Recommendation workloads can behave differently from document search workloads.

Vector Database vs Vector Library

A vector library can be enough for a static prototype.

A production “customers also liked” system usually needs database features: updates, deletes, filtering, persistence, replication, backups, monitoring, and object storage.

That is why a vector database is usually the better production choice.

Selection Checklist

  • fast ANN search at catalog scale
  • high recall with tunable latency
  • metadata filtering during retrieval
  • real-time create, update, and delete support
  • object storage or easy object joins
  • hybrid keyword and vector retrieval
  • support for personalization patterns
  • support for multimodal or multiple-vector use cases if needed
  • operational reliability and backups
  • clear monitoring and evaluation hooks

Common Mistakes

  • choosing only by benchmark latency
  • ignoring metadata filters
  • using text embeddings when visual similarity matters
  • using behavior embeddings before enough behavior exists
  • ranking only by vector distance
  • not excluding unavailable or ineligible items
  • not diversifying the recommendation row
  • not measuring online recommendation quality
  • not planning for catalog updates

Best Practical Answer

The best vector database for “customers also liked” recommendations is the one that fits the recommendation workload.
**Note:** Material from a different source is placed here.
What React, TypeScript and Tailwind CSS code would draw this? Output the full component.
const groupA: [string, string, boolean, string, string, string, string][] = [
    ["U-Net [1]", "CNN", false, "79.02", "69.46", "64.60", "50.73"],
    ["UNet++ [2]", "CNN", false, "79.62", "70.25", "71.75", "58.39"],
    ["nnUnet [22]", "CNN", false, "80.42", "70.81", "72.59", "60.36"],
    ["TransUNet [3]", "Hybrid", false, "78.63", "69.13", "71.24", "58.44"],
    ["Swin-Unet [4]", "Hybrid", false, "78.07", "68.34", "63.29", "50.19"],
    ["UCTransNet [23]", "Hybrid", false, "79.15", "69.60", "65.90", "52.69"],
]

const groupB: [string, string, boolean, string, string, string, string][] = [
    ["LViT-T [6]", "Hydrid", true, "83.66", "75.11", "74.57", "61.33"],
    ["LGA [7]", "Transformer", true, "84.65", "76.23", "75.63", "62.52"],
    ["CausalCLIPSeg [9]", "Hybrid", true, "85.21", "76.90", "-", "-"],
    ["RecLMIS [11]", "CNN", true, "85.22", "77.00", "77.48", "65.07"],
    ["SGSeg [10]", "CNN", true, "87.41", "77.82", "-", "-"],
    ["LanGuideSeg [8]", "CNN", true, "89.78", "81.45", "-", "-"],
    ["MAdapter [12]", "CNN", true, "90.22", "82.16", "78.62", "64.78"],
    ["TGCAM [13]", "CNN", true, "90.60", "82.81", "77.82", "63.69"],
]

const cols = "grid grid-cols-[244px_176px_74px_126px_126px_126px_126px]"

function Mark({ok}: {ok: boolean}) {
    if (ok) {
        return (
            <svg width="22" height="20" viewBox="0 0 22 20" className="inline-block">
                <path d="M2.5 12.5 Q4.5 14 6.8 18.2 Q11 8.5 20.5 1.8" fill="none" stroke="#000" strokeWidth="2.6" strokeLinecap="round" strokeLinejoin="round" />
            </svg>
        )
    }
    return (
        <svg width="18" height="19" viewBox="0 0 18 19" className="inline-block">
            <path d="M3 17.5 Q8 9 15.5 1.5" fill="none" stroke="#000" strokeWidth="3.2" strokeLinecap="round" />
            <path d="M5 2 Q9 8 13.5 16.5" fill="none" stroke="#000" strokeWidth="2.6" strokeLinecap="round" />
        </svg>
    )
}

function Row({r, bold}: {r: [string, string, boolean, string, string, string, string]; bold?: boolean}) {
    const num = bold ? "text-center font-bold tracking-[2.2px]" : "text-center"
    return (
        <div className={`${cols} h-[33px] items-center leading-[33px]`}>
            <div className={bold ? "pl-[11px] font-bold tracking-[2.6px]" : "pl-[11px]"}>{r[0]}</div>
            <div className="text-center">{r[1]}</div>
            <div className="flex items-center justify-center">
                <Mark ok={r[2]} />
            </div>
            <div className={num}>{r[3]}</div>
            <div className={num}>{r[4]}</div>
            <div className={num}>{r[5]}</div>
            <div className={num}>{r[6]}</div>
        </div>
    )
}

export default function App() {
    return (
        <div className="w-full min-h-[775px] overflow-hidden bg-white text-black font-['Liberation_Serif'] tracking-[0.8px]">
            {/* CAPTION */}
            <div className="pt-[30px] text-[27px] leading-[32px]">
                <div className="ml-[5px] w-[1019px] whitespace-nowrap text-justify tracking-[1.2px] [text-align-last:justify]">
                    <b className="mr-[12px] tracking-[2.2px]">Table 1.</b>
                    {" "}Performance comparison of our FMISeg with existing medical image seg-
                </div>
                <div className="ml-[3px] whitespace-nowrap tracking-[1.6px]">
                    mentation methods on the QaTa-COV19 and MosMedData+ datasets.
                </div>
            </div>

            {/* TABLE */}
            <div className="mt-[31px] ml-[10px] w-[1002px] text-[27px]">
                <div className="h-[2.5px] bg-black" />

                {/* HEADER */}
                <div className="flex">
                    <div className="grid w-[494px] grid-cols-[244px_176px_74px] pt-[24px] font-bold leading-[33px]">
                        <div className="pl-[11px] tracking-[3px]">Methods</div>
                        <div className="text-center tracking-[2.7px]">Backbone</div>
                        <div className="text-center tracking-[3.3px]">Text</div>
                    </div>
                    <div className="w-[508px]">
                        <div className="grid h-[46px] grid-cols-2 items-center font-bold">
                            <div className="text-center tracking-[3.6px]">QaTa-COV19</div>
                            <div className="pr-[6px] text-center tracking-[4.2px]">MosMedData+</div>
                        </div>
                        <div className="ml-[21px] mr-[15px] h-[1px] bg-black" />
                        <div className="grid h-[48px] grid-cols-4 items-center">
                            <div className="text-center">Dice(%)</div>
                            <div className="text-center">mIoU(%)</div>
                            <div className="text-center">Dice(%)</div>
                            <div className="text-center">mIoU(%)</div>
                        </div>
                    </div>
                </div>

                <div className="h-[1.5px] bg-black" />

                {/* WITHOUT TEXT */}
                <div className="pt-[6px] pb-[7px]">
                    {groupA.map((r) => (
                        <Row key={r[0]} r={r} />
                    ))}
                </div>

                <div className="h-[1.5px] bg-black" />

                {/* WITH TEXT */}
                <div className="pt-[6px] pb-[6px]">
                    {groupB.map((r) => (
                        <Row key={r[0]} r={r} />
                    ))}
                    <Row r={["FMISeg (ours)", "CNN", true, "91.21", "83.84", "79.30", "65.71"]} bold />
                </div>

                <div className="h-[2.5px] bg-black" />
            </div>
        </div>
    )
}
For most production teams, that means a database with scalable nearest-neighbor search, strong filtering, real-time updates, stored objects, operational reliability, and clean integration with embedding and reranking systems.
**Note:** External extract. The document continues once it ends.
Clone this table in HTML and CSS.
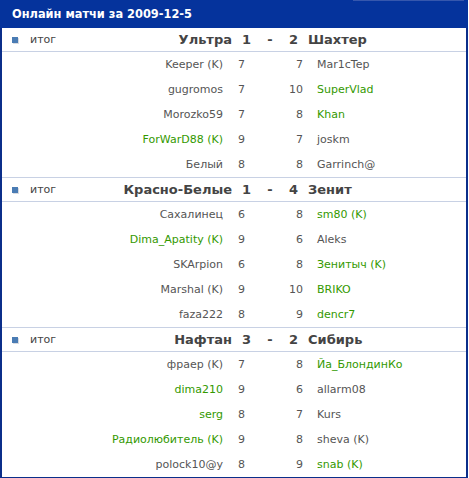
FILE: index.html
```html
<!DOCTYPE html>
<html lang="ru">
<head>
<meta charset="utf-8">
<title>Онлайн матчи</title>
<link rel="stylesheet" href="styles.css">
</head>
<body>
<div class="panel">
  <div class="title">Онлайн матчи за 2009-12-5</div>

  <section class="match">
    <div class="head">
      <span class="result"><i class="bullet"></i>итог</span>
      <span class="team1">Ультра</span><span class="s1">1</span><span class="dash">-</span><span class="s2">2</span><span class="team2">Шахтер</span>
    </div>
    <div class="row"><span class="p1">Keeper (K)</span><span class="g1">7</span><span class="g2">7</span><span class="p2">Mar1cTep</span></div>
    <div class="row"><span class="p1">gugromos</span><span class="g1">7</span><span class="g2">10</span><span class="p2 on">SuperVlad</span></div>
    <div class="row"><span class="p1">Morozko59</span><span class="g1">7</span><span class="g2">8</span><span class="p2 on">Khan</span></div>
    <div class="row"><span class="p1 on">ForWarD88 (K)</span><span class="g1">9</span><span class="g2">7</span><span class="p2">joskm</span></div>
    <div class="row"><span class="p1">Белый</span><span class="g1">8</span><span class="g2">8</span><span class="p2">Garrinch@</span></div>
  </section>

  <section class="match">
    <div class="head">
      <span class="result"><i class="bullet"></i>итог</span>
      <span class="team1">Красно-Белые</span><span class="s1">1</span><span class="dash">-</span><span class="s2">4</span><span class="team2">Зенит</span>
    </div>
    <div class="row"><span class="p1">Сахалинец</span><span class="g1">6</span><span class="g2">8</span><span class="p2 on">sm80 (K)</span></div>
    <div class="row"><span class="p1 on">Dima_Apatity (K)</span><span class="g1">9</span><span class="g2">6</span><span class="p2">Aleks</span></div>
    <div class="row"><span class="p1">SKArpion</span><span class="g1">6</span><span class="g2">8</span><span class="p2 on">Зенитыч (K)</span></div>
    <div class="row"><span class="p1">Marshal (K)</span><span class="g1">9</span><span class="g2">10</span><span class="p2 on">BRIKO</span></div>
    <div class="row"><span class="p1">faza222</span><span class="g1">8</span><span class="g2">9</span><span class="p2 on">dencr7</span></div>
  </section>

  <section class="match">
    <div class="head">
      <span class="result"><i class="bullet"></i>итог</span>
      <span class="team1">Нафтан</span><span class="s1">3</span><span class="dash">-</span><span class="s2">2</span><span class="team2">Сибирь</span>
    </div>
    <div class="row"><span class="p1">фраер (K)</span><span class="g1">7</span><span class="g2">8</span><span class="p2 on">Йа_БлондинКо</span></div>
    <div class="row"><span class="p1 on">dima210</span><span class="g1">9</span><span class="g2">6</span><span class="p2">allarm08</span></div>
    <div class="row"><span class="p1 on">serg</span><span class="g1">8</span><span class="g2">7</span><span class="p2">Kurs</span></div>
    <div class="row"><span class="p1 on">Радиолюбитель (K)</span><span class="g1">9</span><span class="g2">8</span><span class="p2">sheva (K)</span></div>
    <div class="row"><span class="p1">polock10@y</span><span class="g1">8</span><span class="g2">9</span><span class="p2 on">snab (K)</span></div>
  </section>
</div>
</body>
</html>
```

FILE: styles.css
```css
html, body {
  margin: 0;
  padding: 0;
  background: #ffffff;
}

body {
  font-family: "DejaVu Sans", Verdana, sans-serif;
  font-size: 11px;
  color: #555555;
}

.panel {
  width: 468px;
  box-sizing: border-box;
  border: 2px solid #0b2e8a;
  border-top: 0;
}

.title {
  position: relative;
  height: 28px;
  line-height: 28px;
  margin: 0 -2px;
  padding-left: 12px;
  background: #05339c;
  color: #ffffff;
  font-weight: bold;
  font-size: 11.4px;
}

.title::after {
  content: "";
  position: absolute;
  top: 0;
  left: 353px;
  width: 111px;
  height: 1px;
  background: #3657ad;
}

.match + .match {
  border-top: 1px solid #c8d1e4;
}

.head {
  display: grid;
  grid-template-columns: 118px 112px 30px 16px 20px 1fr;
  align-items: center;
  height: 23px;
  border-bottom: 1px solid #c8d1e4;
  color: #444444;
  font-weight: bold;
  font-size: 13px;
}

.result {
  display: flex;
  align-items: center;
  gap: 12px;
  padding-left: 10px;
  font-weight: normal;
  font-size: 11px;
  color: #444444;
}

.bullet {
  display: block;
  width: 6px;
  height: 6px;
  background: #4a7cb4;
  box-shadow: 1px 1px 0 #d8dbe0;
}

.team1 { text-align: right; }
.s1 { padding-left: 10px; }
.dash { text-align: center; }
.s2 { text-align: right; }
.team2 { padding-left: 10px; }

.row {
  display: grid;
  grid-template-columns: 221px 48px 32px 1fr;
  align-items: center;
  height: 25px;
}

.p1 { text-align: right; }
.g1 { padding-left: 15px; }
.g2 { text-align: right; }
.p2 { padding-left: 14px; }

.on { color: #339900; }
```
The embedding strategy, metadata quality, and ranking layer are just as important as the database choice.

Summary

“Customers also liked” recommendations are a natural use case for vector databases because they rely on similarity search.

The best database should retrieve similar items quickly, enforce business eligibility, keep up with catalog changes, and support ranking signals that make recommendations useful in production.

Choose based on real workload tests, not a generic claim of being the fastest or most accurate vector store.